▸ **DATA EXTRACT**
● ● ● ● ● ● ●
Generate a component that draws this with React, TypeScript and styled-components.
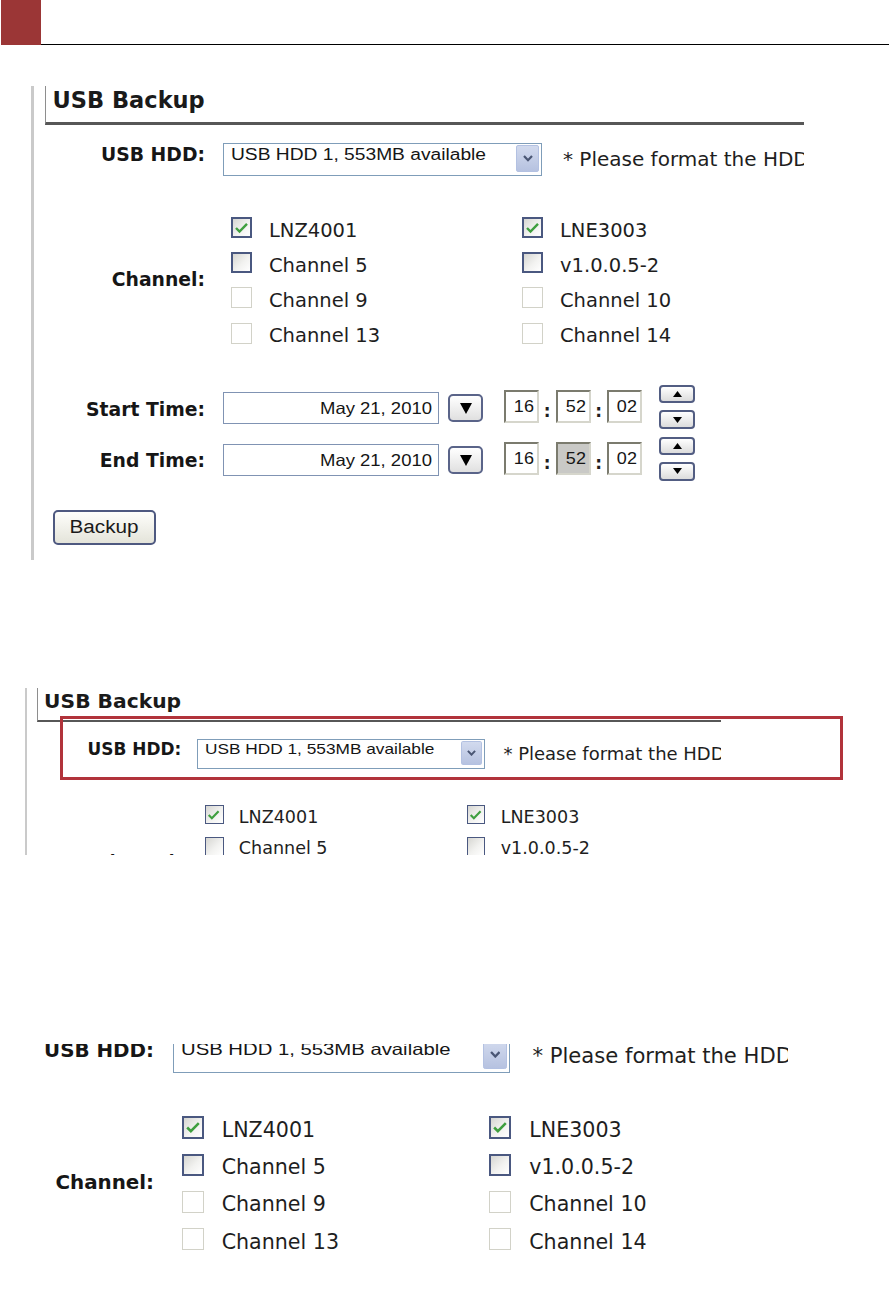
● ● ● ● ● ● ●
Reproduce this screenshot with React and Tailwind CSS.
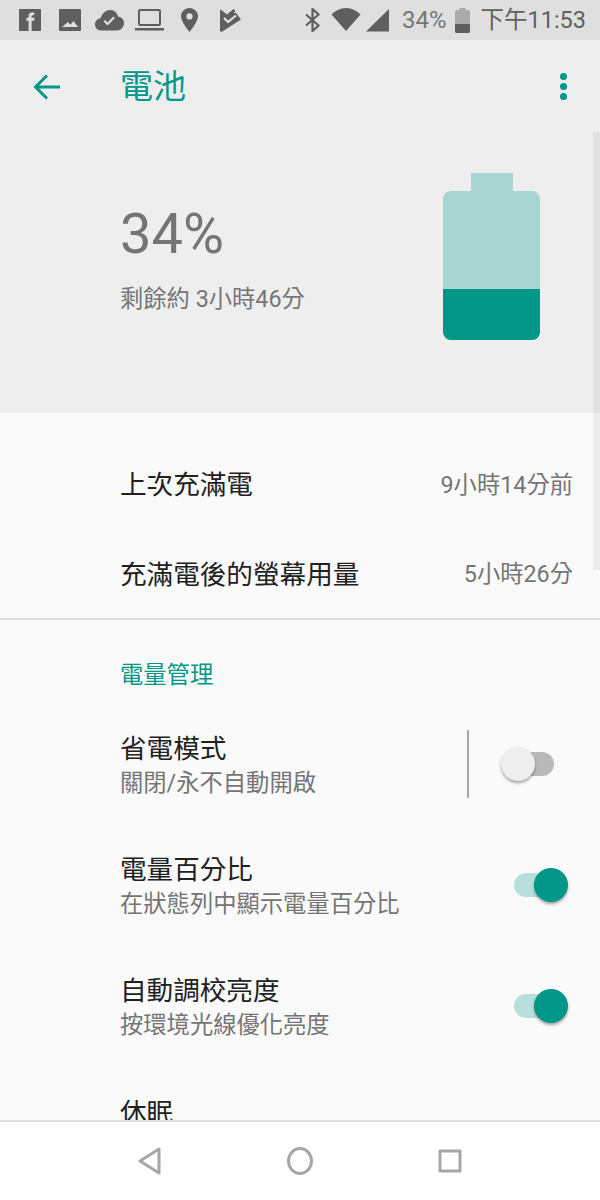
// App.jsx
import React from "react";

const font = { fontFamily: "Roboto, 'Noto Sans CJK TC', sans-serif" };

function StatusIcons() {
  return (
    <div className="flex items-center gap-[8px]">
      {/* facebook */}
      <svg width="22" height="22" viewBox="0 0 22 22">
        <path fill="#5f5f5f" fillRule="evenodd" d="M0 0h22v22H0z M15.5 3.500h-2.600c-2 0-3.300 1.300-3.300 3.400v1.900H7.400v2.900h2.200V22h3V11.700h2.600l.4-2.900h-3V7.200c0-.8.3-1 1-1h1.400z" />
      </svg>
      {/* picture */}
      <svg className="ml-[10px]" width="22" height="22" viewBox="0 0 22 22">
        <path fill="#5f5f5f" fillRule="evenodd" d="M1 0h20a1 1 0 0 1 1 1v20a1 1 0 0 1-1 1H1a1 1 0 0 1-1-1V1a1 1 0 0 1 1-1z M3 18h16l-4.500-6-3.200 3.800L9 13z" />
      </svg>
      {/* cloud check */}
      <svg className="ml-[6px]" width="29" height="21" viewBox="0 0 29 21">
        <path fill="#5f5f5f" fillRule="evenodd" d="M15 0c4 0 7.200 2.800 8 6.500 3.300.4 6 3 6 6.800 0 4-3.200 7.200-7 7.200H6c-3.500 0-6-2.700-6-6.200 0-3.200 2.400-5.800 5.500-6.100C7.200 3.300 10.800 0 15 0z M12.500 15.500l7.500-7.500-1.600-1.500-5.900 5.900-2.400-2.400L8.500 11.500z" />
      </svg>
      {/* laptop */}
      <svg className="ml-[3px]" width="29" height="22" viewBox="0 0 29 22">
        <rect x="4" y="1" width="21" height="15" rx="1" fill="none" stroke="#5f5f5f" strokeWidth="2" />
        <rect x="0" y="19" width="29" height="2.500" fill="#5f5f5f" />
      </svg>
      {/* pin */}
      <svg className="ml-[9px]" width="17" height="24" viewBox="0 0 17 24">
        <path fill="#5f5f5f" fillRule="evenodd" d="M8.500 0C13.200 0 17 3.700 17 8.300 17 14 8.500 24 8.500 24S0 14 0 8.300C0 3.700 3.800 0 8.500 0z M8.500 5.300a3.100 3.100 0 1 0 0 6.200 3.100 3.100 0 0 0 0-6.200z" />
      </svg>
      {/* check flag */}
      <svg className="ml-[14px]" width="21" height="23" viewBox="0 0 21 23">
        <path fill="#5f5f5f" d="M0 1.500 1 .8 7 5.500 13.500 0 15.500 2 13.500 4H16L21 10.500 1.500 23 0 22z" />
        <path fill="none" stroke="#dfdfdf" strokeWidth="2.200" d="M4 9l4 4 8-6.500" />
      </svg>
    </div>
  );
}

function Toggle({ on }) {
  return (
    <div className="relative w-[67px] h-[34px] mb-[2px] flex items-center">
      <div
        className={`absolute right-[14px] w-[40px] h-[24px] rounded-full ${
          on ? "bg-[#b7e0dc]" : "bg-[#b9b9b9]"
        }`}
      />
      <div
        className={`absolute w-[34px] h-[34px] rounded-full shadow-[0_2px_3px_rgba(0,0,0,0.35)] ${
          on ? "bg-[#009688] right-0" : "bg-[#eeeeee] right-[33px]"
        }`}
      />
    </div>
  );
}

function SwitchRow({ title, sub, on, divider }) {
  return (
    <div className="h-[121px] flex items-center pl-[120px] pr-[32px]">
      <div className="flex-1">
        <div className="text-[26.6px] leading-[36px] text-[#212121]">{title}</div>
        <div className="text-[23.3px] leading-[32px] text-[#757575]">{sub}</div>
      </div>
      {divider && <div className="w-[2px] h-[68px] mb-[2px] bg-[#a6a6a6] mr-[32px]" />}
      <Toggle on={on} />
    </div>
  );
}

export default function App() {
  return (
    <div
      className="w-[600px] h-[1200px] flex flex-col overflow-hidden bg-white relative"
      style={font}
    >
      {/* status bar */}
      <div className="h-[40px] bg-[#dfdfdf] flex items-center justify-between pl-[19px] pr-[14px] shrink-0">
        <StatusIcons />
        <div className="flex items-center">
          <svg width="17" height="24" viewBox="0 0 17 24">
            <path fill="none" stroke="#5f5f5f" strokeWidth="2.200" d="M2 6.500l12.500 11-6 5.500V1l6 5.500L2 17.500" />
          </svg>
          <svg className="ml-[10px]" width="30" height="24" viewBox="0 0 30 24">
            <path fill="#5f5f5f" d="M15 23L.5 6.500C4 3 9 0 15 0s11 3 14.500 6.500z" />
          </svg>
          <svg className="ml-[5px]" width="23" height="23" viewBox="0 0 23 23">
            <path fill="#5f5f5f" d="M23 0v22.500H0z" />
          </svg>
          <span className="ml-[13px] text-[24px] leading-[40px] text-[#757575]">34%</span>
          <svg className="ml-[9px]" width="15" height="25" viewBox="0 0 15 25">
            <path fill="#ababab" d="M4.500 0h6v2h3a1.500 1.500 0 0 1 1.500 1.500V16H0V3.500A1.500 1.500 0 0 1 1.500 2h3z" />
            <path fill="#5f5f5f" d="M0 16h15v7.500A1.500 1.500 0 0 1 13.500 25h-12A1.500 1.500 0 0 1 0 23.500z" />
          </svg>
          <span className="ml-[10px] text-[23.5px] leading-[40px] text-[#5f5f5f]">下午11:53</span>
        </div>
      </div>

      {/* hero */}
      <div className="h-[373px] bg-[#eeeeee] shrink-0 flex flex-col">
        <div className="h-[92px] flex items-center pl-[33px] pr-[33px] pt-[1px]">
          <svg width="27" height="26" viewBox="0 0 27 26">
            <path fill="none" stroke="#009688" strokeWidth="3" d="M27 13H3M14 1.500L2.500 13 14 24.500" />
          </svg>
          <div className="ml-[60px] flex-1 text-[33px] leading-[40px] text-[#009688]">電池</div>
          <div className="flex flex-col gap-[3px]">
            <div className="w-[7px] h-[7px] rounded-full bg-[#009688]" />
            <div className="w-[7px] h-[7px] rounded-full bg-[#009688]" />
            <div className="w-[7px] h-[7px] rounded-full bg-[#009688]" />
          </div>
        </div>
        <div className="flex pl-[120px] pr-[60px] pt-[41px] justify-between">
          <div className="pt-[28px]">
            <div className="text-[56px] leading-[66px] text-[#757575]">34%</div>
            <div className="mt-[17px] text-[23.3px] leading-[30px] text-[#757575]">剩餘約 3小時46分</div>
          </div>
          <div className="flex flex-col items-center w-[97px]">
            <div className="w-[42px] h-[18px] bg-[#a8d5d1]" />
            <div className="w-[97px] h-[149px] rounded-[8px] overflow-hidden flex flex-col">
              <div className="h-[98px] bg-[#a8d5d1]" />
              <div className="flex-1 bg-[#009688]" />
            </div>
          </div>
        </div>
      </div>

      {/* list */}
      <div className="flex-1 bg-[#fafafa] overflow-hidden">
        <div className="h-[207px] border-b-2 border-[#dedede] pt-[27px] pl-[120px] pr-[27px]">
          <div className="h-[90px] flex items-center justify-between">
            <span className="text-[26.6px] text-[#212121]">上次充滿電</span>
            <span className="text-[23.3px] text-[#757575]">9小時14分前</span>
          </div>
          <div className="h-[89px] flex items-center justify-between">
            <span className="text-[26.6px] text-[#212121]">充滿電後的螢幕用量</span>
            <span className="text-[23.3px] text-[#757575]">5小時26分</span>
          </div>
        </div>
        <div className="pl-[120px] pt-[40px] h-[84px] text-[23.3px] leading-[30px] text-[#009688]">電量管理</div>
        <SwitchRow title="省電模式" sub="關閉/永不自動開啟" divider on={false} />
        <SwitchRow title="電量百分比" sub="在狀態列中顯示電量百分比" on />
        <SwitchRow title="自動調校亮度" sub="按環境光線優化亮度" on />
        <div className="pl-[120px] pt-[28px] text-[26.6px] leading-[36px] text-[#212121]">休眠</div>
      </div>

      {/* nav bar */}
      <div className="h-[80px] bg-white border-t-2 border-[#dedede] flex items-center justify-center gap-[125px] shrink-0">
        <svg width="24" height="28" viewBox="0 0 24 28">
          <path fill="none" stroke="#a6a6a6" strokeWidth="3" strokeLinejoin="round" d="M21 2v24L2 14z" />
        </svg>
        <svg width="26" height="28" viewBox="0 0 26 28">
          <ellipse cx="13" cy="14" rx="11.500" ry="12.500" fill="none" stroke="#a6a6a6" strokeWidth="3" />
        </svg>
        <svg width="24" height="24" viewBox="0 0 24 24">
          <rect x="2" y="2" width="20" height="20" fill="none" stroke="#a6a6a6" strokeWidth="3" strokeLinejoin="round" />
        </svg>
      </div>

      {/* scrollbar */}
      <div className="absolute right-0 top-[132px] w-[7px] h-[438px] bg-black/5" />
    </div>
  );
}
● ● ● ● ● ● ●
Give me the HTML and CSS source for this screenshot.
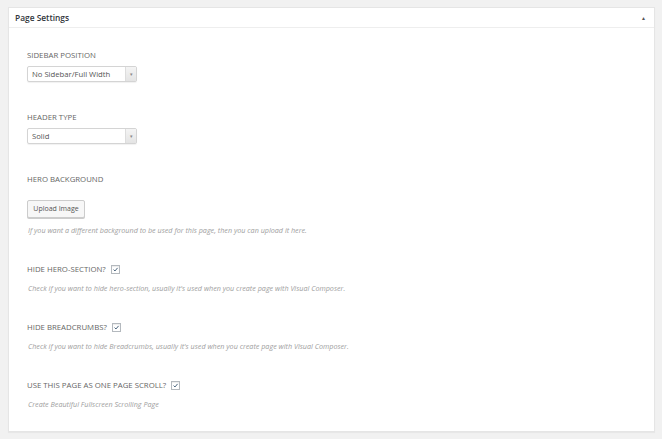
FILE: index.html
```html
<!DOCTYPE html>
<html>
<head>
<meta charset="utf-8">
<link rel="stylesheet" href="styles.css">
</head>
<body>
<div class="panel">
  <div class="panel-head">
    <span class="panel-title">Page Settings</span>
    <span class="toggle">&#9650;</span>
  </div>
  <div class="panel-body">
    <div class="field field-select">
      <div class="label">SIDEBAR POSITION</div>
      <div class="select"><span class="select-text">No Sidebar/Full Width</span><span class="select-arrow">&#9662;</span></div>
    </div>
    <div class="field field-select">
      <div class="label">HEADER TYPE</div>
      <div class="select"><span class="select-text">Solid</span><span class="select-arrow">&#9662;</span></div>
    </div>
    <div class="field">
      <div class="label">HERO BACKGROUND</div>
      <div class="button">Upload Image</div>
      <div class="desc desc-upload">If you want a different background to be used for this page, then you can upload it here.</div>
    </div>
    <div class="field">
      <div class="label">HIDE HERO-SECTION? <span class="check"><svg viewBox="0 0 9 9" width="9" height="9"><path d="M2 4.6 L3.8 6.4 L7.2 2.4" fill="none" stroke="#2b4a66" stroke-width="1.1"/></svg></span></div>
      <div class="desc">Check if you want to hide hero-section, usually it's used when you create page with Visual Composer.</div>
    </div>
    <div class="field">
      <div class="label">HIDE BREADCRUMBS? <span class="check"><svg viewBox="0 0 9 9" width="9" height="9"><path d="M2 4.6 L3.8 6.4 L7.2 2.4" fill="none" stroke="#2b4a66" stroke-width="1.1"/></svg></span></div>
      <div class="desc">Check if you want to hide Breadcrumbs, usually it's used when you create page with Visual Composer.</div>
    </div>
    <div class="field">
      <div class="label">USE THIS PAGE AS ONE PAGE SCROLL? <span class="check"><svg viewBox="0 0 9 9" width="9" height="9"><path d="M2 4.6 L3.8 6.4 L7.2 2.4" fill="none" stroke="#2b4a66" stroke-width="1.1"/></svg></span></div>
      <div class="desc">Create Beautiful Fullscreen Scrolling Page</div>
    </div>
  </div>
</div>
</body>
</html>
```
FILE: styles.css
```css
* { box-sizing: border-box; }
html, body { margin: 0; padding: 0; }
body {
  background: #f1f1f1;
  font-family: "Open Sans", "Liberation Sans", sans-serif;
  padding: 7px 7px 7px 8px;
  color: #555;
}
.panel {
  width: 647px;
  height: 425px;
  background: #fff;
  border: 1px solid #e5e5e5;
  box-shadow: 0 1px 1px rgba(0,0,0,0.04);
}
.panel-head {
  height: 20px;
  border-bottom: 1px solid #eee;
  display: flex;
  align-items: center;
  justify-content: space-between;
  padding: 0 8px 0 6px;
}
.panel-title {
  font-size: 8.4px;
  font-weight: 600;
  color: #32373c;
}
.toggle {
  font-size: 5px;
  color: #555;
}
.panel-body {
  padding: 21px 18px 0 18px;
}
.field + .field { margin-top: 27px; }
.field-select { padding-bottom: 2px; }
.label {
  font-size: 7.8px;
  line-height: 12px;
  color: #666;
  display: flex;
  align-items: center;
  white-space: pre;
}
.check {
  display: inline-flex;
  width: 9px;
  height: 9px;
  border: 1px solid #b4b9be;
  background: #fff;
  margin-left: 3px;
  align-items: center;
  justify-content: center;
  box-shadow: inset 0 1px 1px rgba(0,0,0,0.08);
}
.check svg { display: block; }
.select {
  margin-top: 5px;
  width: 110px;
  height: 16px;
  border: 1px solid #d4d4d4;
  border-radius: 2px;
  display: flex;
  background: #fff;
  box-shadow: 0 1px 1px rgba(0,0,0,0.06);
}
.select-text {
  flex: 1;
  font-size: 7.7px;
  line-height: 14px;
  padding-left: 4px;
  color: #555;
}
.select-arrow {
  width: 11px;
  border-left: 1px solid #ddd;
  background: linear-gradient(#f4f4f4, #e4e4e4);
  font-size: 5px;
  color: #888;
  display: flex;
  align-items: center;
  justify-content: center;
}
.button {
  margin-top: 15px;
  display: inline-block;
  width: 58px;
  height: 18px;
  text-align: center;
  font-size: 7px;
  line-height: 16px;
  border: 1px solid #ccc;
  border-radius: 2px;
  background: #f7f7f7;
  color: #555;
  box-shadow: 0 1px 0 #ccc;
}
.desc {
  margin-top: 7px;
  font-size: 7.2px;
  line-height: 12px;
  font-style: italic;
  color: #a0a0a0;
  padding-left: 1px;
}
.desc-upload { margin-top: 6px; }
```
● ● ● ● ● ● ●
Above are entries; state the number of lines among them that contain "React", and nothing else.

▸ **RESPONSE FOR THIS EXERCISE**
3